Why immutability keeps paying off
Tally it up: never mutating, only appending, gives you a free audit log, as-of queries that are just “stop reading at layer N,” replay that’s just “re-append in order,” fault behaviour that’s precisely definable, a disk format that’s naturally cache- and compression-friendly, and reads that barely need to lock.
That’s one decision, the layer, propagating through compaction, storage, the log, concurrency, and testing. None of those are separate clever ideas; they’re all the same idea, viewed from a different subsystem. That’s usually the sign of a good architectural choice: not that it solves one problem cleverly, but that it makes several other problems stop being problems.
What’s unfinished, and where it goes next
Compaction per database, not per server
Compaction currently triggers at a fixed layer count, server-wide. A hot database and a cold one have very different ideal cadences. Per-database policy is the obvious next step, and the open question is what the trigger should look like beyond a raw layer count: write volume, time since last compaction, or some mix.
Network faults in simulation
The simulation currently injects storage and write-ahead-log faults. The deterministic scheduler that makes that possible doesn’t care what it’s scheduling, extending it to model the wire as another fault source (partition, reorder, delay, duplicate) is mostly a matter of giving it something to schedule, not a new framework.
More reduction operators
REDUCE today covers the basics: min, max, avg, sum, count. Time-weighted aggregates are the natural fit for interval data, a value that held for 90% of a window should weight 90% of the average, and it’s something point-sample TSDBs handle awkwardly because they don’t have intervals to weight by in the first place. This feels like a genuine differentiator rather than a nice-to-have.
Materialized, cached lenses
Derived lenses recompute on every query. The fix is materialization with layer-id-based invalidation: a derived lens is only stale if a layer below it in its dependency chain changed since it was last materialized. The immutable layer id is already a perfect cache key, it’s sitting there unused.
Summary
Tau isn’t trying to beat InfluxDB on ingest throughput. The argument is narrower and, I think, more important: the data model is a choice, and most time-series databases never made it consciously. They inherited point-sample-as-column from general-purpose databases and then spent years building workarounds for corrections, restatements, and time travel on top of a model that doesn’t have room for any of them.
Everything in Tau, the layers, the compaction, the bitemporal queries, the testing strategy, rhymes with one decision: [start, end). A half-open interval, asserted true, replaced by appending rather than editing. It’s the smallest possible decision in the system, and it’s the one everything else is downstream of.

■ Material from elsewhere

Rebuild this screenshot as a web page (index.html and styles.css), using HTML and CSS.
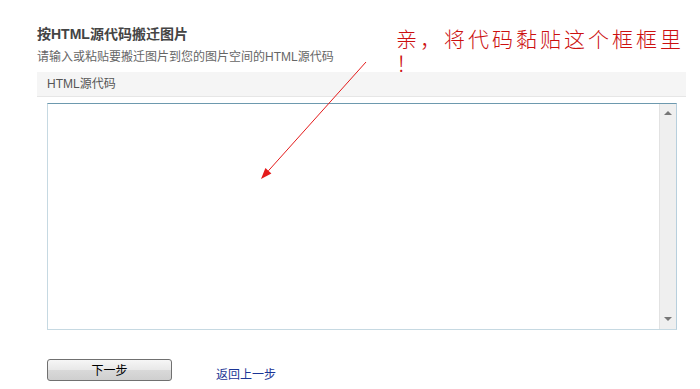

So: what’s the atom in your system, and did you choose it, or did you inherit it?
Why integers and not a real timestamp type? Because the engine shouldn’t have an opinion about your clock. Seconds, milliseconds, ticks since some epoch you made up, the engine just compares numbers and lets the caller decide what they mean. A timestamp type would mean carrying a timezone database and a calendar the engine doesn’t need, for a guarantee (“this is the correct representation of time”) it can’t actually provide anyway.